◆ **Your objective**
Output all the data exactly. Pictures do not belong in the copy.

______________________________

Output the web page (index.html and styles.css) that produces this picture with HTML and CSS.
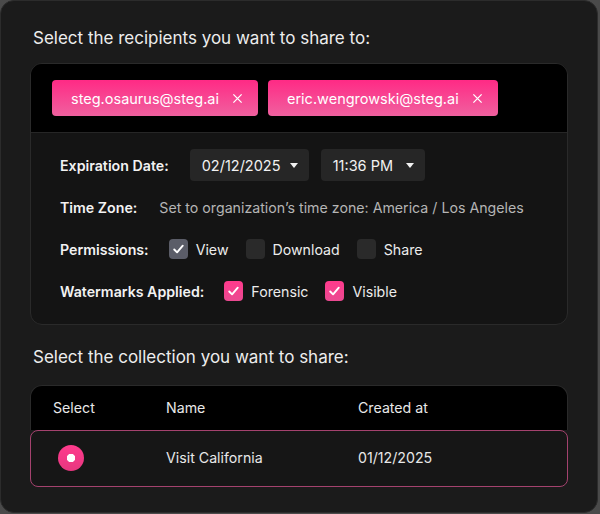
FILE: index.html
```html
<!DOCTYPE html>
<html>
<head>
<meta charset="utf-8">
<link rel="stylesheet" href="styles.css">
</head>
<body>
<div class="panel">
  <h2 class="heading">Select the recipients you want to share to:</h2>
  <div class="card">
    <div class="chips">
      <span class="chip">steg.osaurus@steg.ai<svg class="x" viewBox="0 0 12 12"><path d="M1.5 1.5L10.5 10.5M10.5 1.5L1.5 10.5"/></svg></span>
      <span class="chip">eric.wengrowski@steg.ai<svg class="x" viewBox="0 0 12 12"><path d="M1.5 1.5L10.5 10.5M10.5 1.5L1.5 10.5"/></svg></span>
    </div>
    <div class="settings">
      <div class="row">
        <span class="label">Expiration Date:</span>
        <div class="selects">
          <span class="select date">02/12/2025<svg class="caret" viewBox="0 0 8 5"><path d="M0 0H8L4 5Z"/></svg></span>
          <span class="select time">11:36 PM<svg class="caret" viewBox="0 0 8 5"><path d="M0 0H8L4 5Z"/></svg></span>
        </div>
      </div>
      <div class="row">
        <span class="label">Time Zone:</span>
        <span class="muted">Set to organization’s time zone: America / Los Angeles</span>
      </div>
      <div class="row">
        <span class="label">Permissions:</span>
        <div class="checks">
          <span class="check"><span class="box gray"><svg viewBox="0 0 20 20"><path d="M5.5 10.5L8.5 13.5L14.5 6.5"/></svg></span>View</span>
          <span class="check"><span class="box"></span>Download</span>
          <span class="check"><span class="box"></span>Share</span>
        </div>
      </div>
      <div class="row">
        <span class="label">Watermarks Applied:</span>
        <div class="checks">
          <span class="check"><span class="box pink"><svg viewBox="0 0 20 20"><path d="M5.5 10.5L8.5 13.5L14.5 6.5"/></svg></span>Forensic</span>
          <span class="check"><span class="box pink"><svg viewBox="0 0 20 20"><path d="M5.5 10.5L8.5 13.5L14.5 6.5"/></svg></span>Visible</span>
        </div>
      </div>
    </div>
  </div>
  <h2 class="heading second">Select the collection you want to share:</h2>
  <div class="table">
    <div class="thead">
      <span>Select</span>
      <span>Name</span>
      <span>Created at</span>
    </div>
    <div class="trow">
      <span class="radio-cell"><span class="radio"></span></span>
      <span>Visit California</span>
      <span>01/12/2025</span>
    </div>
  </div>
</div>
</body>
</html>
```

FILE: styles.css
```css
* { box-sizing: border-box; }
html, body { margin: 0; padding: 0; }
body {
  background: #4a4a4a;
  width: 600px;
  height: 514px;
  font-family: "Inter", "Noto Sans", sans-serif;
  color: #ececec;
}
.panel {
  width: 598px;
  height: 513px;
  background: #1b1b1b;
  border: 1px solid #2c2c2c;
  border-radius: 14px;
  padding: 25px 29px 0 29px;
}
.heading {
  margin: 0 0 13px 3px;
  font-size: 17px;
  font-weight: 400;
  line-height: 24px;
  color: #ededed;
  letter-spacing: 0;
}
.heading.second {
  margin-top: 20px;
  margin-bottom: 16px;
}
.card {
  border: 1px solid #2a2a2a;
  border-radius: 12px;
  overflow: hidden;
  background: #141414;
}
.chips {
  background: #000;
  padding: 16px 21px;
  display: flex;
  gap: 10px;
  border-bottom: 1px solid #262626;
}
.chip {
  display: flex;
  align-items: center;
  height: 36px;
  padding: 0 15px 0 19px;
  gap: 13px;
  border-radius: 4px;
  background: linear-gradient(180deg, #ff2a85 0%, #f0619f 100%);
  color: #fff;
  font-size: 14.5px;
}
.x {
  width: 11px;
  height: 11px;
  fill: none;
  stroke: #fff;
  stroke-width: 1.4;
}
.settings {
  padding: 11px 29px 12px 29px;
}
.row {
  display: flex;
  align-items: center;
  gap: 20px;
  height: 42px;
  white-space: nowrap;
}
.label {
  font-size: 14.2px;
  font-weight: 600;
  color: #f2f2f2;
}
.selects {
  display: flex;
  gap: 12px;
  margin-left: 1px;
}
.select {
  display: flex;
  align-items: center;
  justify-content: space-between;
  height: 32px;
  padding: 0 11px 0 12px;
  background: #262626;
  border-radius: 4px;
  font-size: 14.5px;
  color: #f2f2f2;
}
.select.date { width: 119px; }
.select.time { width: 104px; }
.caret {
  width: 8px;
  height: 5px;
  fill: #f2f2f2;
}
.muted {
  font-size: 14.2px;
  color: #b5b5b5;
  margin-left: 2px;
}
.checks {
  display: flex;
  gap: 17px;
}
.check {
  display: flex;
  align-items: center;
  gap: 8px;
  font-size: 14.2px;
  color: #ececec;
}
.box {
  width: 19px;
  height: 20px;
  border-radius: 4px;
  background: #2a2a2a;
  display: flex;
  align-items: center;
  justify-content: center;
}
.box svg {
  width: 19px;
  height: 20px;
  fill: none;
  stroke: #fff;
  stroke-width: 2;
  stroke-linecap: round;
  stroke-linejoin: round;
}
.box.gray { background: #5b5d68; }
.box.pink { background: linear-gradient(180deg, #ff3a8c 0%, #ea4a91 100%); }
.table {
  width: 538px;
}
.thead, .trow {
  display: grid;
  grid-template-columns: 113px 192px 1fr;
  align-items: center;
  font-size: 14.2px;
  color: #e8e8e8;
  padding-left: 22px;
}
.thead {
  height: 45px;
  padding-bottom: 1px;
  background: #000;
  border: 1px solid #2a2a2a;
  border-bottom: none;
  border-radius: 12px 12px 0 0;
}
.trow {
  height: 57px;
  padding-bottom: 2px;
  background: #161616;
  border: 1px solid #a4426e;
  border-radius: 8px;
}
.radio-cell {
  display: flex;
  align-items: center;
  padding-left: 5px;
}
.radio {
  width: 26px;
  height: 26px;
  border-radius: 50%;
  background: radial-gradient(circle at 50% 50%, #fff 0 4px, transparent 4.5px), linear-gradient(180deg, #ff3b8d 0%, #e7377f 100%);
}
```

______________________________

◆ **Reply**
Output the web page (index.html and styles.css) that produces this picture with HTML and CSS.
FILE: index.html
```html
<!DOCTYPE html>
<html>
<head>
<meta charset="utf-8">
<link rel="stylesheet" href="styles.css">
</head>
<body>
<div class="panel">
  <h2 class="heading">Select the recipients you want to share to:</h2>
  <div class="card">
    <div class="chips">
      <span class="chip">steg.osaurus@steg.ai<svg class="x" viewBox="0 0 12 12"><path d="M1.5 1.5L10.5 10.5M10.5 1.5L1.5 10.5"/></svg></span>
      <span class="chip">eric.wengrowski@steg.ai<svg class="x" viewBox="0 0 12 12"><path d="M1.5 1.5L10.5 10.5M10.5 1.5L1.5 10.5"/></svg></span>
    </div>
    <div class="settings">
      <div class="row">
        <span class="label">Expiration Date:</span>
        <div class="selects">
          <span class="select date">02/12/2025<svg class="caret" viewBox="0 0 8 5"><path d="M0 0H8L4 5Z"/></svg></span>
          <span class="select time">11:36 PM<svg class="caret" viewBox="0 0 8 5"><path d="M0 0H8L4 5Z"/></svg></span>
        </div>
      </div>
      <div class="row">
        <span class="label">Time Zone:</span>
        <span class="muted">Set to organization’s time zone: America / Los Angeles</span>
      </div>
      <div class="row">
        <span class="label">Permissions:</span>
        <div class="checks">
          <span class="check"><span class="box gray"><svg viewBox="0 0 20 20"><path d="M5.5 10.5L8.5 13.5L14.5 6.5"/></svg></span>View</span>
          <span class="check"><span class="box"></span>Download</span>
          <span class="check"><span class="box"></span>Share</span>
        </div>
      </div>
      <div class="row">
        <span class="label">Watermarks Applied:</span>
        <div class="checks">
          <span class="check"><span class="box pink"><svg viewBox="0 0 20 20"><path d="M5.5 10.5L8.5 13.5L14.5 6.5"/></svg></span>Forensic</span>
          <span class="check"><span class="box pink"><svg viewBox="0 0 20 20"><path d="M5.5 10.5L8.5 13.5L14.5 6.5"/></svg></span>Visible</span>
        </div>
      </div>
    </div>
  </div>
  <h2 class="heading second">Select the collection you want to share:</h2>
  <div class="table">
    <div class="thead">
      <span>Select</span>
      <span>Name</span>
      <span>Created at</span>
    </div>
    <div class="trow">
      <span class="radio-cell"><span class="radio"></span></span>
      <span>Visit California</span>
      <span>01/12/2025</span>
    </div>
  </div>
</div>
</body>
</html>
```

FILE: styles.css
```css
* { box-sizing: border-box; }
html, body { margin: 0; padding: 0; }
body {
  background: #4a4a4a;
  width: 600px;
  height: 514px;
  font-family: "Inter", "Noto Sans", sans-serif;
  color: #ececec;
}
.panel {
  width: 598px;
  height: 513px;
  background: #1b1b1b;
  border: 1px solid #2c2c2c;
  border-radius: 14px;
  padding: 25px 29px 0 29px;
}
.heading {
  margin: 0 0 13px 3px;
  font-size: 17px;
  font-weight: 400;
  line-height: 24px;
  color: #ededed;
  letter-spacing: 0;
}
.heading.second {
  margin-top: 20px;
  margin-bottom: 16px;
}
.card {
  border: 1px solid #2a2a2a;
  border-radius: 12px;
  overflow: hidden;
  background: #141414;
}
.chips {
  background: #000;
  padding: 16px 21px;
  display: flex;
  gap: 10px;
  border-bottom: 1px solid #262626;
}
.chip {
  display: flex;
  align-items: center;
  height: 36px;
  padding: 0 15px 0 19px;
  gap: 13px;
  border-radius: 4px;
  background: linear-gradient(180deg, #ff2a85 0%, #f0619f 100%);
  color: #fff;
  font-size: 14.5px;
}
.x {
  width: 11px;
  height: 11px;
  fill: none;
  stroke: #fff;
  stroke-width: 1.4;
}
.settings {
  padding: 11px 29px 12px 29px;
}
.row {
  display: flex;
  align-items: center;
  gap: 20px;
  height: 42px;
  white-space: nowrap;
}
.label {
  font-size: 14.2px;
  font-weight: 600;
  color: #f2f2f2;
}
.selects {
  display: flex;
  gap: 12px;
  margin-left: 1px;
}
.select {
  display: flex;
  align-items: center;
  justify-content: space-between;
  height: 32px;
  padding: 0 11px 0 12px;
  background: #262626;
  border-radius: 4px;
  font-size: 14.5px;
  color: #f2f2f2;
}
.select.date { width: 119px; }
.select.time { width: 104px; }
.caret {
  width: 8px;
  height: 5px;
  fill: #f2f2f2;
}
.muted {
  font-size: 14.2px;
  color: #b5b5b5;
  margin-left: 2px;
}
.checks {
  display: flex;
  gap: 17px;
}
.check {
  display: flex;
  align-items: center;
  gap: 8px;
  font-size: 14.2px;
  color: #ececec;
}
.box {
  width: 19px;
  height: 20px;
  border-radius: 4px;
  background: #2a2a2a;
  display: flex;
  align-items: center;
  justify-content: center;
}
.box svg {
  width: 19px;
  height: 20px;
  fill: none;
  stroke: #fff;
  stroke-width: 2;
  stroke-linecap: round;
  stroke-linejoin: round;
}
.box.gray { background: #5b5d68; }
.box.pink { background: linear-gradient(180deg, #ff3a8c 0%, #ea4a91 100%); }
.table {
  width: 538px;
}
.thead, .trow {
  display: grid;
  grid-template-columns: 113px 192px 1fr;
  align-items: center;
  font-size: 14.2px;
  color: #e8e8e8;
  padding-left: 22px;
}
.thead {
  height: 45px;
  padding-bottom: 1px;
  background: #000;
  border: 1px solid #2a2a2a;
  border-bottom: none;
  border-radius: 12px 12px 0 0;
}
.trow {
  height: 57px;
  padding-bottom: 2px;
  background: #161616;
  border: 1px solid #a4426e;
  border-radius: 8px;
}
.radio-cell {
  display: flex;
  align-items: center;
  padding-left: 5px;
}
.radio {
  width: 26px;
  height: 26px;
  border-radius: 50%;
  background: radial-gradient(circle at 50% 50%, #fff 0 4px, transparent 4.5px), linear-gradient(180deg, #ff3b8d 0%, #e7377f 100%);
}
```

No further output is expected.